Your task. Search the records that follow and extract every line containing the string "with".

== Information supplied

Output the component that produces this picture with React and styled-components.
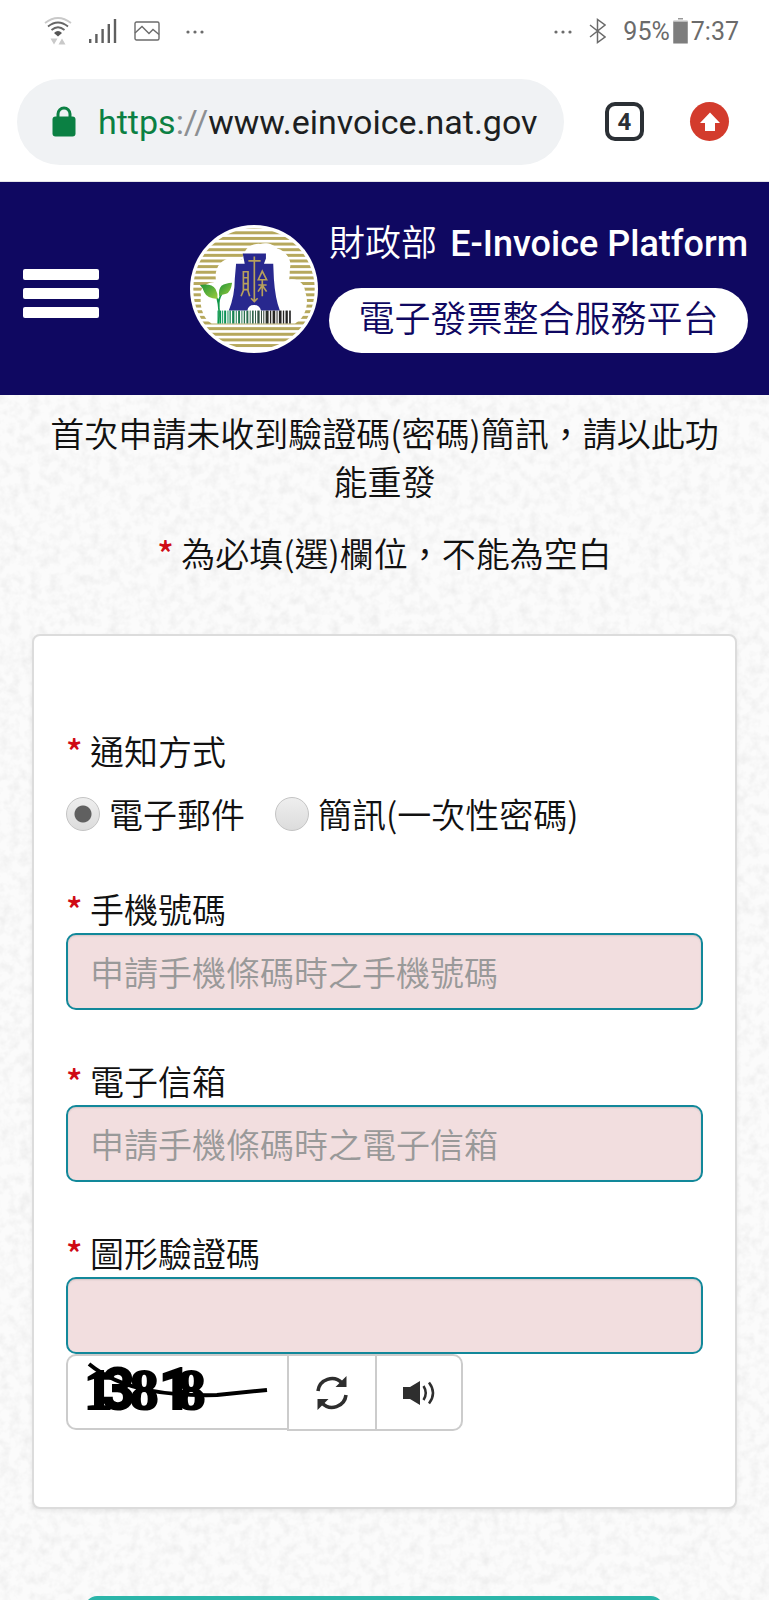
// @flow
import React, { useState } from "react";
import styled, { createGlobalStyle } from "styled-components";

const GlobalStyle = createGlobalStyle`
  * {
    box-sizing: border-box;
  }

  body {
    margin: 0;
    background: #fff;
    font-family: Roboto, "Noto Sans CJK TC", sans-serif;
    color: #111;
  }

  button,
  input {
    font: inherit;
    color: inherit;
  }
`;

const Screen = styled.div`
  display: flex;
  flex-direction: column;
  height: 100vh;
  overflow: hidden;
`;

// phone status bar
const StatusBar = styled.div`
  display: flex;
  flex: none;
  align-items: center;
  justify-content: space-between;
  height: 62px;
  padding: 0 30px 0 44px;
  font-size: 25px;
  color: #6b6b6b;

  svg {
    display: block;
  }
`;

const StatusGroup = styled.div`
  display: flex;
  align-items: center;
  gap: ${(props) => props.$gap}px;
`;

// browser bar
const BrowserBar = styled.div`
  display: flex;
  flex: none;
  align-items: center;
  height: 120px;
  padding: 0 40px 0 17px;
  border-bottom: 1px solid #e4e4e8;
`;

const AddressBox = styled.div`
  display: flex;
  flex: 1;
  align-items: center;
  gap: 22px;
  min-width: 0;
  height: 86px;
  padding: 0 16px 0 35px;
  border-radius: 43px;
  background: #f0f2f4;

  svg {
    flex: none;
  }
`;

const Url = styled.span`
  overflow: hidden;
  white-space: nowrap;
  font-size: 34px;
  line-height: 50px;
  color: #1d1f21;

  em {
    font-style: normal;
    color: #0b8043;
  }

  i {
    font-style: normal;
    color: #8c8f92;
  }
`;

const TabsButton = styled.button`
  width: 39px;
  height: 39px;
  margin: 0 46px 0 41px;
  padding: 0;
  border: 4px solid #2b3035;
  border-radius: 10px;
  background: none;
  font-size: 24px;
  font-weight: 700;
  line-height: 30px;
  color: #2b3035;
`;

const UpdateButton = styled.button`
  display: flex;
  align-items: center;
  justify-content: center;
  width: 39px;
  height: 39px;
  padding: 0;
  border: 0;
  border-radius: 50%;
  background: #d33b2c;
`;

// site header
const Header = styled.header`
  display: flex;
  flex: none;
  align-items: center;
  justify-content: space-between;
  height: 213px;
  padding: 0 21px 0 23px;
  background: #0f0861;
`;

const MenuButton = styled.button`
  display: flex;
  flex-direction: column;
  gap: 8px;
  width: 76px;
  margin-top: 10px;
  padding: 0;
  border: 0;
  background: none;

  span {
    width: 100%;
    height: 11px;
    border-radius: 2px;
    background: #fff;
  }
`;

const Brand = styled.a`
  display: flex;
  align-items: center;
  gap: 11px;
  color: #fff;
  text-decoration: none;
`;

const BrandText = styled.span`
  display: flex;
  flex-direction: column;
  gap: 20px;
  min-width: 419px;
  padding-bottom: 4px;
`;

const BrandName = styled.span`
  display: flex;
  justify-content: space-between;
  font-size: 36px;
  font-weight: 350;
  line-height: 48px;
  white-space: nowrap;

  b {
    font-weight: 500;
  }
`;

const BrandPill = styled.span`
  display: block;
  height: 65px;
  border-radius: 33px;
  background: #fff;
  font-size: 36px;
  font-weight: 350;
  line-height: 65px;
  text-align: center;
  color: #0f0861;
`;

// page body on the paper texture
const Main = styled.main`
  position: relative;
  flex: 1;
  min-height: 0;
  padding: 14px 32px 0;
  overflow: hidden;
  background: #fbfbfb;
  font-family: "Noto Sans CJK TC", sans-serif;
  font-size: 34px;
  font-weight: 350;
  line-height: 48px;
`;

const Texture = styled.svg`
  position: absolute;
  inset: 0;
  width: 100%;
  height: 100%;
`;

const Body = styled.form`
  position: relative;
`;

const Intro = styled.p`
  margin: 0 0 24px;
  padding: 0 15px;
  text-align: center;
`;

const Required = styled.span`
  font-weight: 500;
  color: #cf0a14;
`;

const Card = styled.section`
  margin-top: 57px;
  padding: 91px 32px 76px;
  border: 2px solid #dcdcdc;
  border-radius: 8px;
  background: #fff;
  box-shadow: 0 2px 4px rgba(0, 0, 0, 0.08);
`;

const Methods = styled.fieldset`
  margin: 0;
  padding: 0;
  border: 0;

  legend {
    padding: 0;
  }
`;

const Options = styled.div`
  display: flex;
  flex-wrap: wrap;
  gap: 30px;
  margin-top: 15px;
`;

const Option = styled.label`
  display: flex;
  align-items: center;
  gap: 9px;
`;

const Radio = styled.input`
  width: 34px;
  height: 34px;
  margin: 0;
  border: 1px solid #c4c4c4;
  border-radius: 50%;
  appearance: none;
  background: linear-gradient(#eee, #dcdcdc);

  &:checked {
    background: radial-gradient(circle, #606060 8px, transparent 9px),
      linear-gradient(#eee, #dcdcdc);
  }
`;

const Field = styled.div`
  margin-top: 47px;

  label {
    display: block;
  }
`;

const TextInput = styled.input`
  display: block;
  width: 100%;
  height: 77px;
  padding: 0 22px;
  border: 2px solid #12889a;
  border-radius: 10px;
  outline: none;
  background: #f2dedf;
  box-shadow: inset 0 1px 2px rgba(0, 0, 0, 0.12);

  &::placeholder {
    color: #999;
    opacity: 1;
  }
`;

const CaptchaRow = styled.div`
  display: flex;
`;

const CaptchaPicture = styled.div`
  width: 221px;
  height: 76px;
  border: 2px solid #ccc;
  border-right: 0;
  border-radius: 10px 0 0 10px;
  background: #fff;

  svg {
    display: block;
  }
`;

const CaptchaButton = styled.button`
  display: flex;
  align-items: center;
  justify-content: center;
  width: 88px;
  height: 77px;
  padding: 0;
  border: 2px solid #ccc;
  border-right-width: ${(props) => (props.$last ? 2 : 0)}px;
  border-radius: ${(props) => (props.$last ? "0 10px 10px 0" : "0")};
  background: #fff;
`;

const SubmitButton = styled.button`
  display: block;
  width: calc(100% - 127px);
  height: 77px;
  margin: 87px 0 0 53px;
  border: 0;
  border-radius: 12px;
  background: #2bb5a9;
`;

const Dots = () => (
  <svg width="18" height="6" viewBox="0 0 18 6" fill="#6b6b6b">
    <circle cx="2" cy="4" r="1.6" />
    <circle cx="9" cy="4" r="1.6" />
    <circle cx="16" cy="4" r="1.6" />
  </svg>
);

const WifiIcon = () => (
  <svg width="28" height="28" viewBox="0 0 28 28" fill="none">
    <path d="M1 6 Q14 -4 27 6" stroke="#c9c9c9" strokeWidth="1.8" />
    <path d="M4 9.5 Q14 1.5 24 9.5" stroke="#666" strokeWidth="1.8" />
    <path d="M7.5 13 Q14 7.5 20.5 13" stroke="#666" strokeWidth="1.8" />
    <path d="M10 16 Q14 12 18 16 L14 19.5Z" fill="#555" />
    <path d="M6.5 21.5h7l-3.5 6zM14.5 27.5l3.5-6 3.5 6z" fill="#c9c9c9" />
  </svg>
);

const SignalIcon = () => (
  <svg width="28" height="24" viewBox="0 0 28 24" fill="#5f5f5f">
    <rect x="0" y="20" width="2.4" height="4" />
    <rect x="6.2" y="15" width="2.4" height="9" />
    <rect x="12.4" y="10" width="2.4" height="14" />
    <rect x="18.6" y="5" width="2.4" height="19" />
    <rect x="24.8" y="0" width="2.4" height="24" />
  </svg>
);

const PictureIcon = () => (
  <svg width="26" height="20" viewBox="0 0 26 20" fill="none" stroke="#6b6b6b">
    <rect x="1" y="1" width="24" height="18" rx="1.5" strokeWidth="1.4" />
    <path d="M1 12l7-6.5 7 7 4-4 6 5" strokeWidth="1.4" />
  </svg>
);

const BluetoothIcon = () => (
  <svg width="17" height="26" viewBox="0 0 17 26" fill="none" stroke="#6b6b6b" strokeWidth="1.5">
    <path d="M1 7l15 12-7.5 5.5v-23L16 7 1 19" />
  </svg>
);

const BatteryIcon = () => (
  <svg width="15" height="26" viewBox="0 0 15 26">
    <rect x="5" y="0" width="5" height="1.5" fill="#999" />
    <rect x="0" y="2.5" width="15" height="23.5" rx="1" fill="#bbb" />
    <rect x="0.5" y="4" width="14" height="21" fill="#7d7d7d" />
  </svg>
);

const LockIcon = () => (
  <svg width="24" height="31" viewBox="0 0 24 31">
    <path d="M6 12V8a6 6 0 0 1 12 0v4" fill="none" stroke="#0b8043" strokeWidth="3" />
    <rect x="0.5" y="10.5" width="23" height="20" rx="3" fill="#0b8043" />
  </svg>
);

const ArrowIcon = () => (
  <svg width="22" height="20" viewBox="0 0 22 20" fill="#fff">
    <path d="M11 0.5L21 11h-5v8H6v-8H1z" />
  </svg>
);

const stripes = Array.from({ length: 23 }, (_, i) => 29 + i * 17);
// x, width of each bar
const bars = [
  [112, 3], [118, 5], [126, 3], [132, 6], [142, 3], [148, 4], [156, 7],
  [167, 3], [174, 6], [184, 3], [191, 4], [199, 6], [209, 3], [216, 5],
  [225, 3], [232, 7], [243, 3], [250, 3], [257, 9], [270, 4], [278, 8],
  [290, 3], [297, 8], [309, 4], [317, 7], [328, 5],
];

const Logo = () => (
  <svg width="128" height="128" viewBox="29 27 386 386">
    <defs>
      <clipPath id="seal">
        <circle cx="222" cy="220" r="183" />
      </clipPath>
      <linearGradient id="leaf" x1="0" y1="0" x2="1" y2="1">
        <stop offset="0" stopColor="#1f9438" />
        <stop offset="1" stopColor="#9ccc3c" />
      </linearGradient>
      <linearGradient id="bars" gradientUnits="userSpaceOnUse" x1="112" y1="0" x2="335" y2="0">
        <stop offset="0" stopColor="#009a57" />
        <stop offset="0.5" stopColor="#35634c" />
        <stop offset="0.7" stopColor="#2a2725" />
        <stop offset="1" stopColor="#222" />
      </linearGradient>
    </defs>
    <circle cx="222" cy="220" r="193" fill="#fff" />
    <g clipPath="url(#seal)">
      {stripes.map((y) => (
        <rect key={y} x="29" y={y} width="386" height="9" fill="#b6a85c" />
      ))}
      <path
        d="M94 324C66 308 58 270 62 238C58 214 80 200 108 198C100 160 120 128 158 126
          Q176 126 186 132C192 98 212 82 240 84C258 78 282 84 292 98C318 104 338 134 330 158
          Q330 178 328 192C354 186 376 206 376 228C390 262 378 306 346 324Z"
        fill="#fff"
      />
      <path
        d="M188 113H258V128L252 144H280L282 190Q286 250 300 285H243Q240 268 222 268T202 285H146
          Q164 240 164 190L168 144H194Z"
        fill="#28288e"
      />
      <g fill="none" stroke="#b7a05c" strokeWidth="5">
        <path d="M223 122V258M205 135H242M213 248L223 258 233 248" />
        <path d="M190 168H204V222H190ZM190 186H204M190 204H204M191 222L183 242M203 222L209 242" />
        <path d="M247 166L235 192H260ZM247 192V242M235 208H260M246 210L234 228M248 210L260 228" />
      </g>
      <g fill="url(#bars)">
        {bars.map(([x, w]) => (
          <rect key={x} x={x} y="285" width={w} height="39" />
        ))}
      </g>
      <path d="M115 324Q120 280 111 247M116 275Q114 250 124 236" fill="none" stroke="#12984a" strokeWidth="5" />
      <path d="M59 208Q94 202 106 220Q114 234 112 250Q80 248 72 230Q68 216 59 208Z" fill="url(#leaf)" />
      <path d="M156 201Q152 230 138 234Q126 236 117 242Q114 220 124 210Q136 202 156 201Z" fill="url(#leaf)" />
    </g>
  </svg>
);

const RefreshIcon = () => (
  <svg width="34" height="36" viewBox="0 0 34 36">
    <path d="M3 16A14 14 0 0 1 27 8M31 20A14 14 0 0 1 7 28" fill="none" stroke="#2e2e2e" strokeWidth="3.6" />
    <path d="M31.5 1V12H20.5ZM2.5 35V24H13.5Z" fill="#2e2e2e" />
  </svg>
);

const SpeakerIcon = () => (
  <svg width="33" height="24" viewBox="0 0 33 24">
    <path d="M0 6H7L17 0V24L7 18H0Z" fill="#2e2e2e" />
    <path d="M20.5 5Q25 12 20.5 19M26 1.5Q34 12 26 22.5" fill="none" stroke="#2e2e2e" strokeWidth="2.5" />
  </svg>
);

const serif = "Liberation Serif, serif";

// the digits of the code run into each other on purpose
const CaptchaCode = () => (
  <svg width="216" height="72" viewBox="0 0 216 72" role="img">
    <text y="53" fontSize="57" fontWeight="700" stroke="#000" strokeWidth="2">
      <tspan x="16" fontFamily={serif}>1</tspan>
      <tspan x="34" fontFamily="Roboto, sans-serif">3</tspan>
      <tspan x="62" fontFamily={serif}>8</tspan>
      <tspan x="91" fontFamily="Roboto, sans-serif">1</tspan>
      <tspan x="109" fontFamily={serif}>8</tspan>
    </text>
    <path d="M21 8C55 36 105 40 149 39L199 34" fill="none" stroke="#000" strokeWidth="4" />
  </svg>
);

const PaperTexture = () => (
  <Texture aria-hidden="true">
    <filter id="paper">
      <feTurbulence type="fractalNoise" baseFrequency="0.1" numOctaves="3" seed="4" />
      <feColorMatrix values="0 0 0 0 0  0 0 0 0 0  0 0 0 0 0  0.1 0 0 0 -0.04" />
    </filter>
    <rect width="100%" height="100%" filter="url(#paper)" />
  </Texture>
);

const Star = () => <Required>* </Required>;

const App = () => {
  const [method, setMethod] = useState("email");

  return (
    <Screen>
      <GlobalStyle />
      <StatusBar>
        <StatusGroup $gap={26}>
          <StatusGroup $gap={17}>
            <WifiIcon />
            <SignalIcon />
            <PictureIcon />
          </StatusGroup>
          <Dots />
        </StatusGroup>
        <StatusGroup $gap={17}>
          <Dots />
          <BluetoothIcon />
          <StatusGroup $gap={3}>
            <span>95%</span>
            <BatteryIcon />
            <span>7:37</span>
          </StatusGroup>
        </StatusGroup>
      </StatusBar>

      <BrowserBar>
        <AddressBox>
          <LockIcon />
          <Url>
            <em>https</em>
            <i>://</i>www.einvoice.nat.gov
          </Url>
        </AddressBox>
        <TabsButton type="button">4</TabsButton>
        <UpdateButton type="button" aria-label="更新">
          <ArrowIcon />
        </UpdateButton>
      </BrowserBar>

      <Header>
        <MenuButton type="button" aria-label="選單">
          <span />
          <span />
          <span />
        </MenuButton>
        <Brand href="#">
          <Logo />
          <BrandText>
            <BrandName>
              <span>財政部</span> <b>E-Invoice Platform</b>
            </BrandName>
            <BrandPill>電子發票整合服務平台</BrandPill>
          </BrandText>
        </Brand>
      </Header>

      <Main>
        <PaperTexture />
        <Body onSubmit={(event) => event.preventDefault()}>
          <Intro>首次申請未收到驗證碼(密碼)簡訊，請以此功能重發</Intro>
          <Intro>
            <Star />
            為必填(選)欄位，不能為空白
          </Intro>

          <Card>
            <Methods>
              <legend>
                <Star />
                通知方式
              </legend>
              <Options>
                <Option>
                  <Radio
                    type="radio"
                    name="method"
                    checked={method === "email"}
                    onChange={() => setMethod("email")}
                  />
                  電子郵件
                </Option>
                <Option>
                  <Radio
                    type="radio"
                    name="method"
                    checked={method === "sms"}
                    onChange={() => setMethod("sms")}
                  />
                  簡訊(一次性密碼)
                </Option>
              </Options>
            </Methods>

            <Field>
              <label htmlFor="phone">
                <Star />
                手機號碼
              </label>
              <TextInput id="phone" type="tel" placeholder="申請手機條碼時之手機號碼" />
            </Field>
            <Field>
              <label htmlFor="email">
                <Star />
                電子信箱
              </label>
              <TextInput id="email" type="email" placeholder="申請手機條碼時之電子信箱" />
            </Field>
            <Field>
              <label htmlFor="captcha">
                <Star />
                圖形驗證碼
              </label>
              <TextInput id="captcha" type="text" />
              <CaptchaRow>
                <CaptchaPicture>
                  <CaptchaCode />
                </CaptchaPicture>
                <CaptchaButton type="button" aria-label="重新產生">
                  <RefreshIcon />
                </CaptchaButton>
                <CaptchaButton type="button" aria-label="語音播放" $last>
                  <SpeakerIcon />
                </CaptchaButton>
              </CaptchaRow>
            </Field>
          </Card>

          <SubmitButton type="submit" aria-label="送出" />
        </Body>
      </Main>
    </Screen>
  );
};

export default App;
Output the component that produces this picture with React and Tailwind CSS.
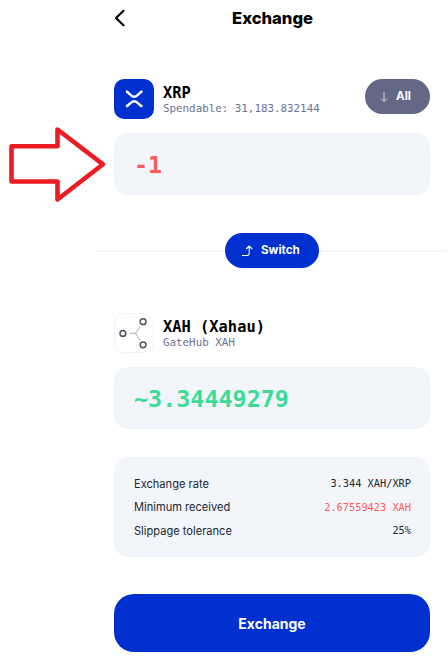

====

Exercise solution.
Output the component that produces this picture with React and styled-components.
Output the component that produces this picture with React and Tailwind CSS.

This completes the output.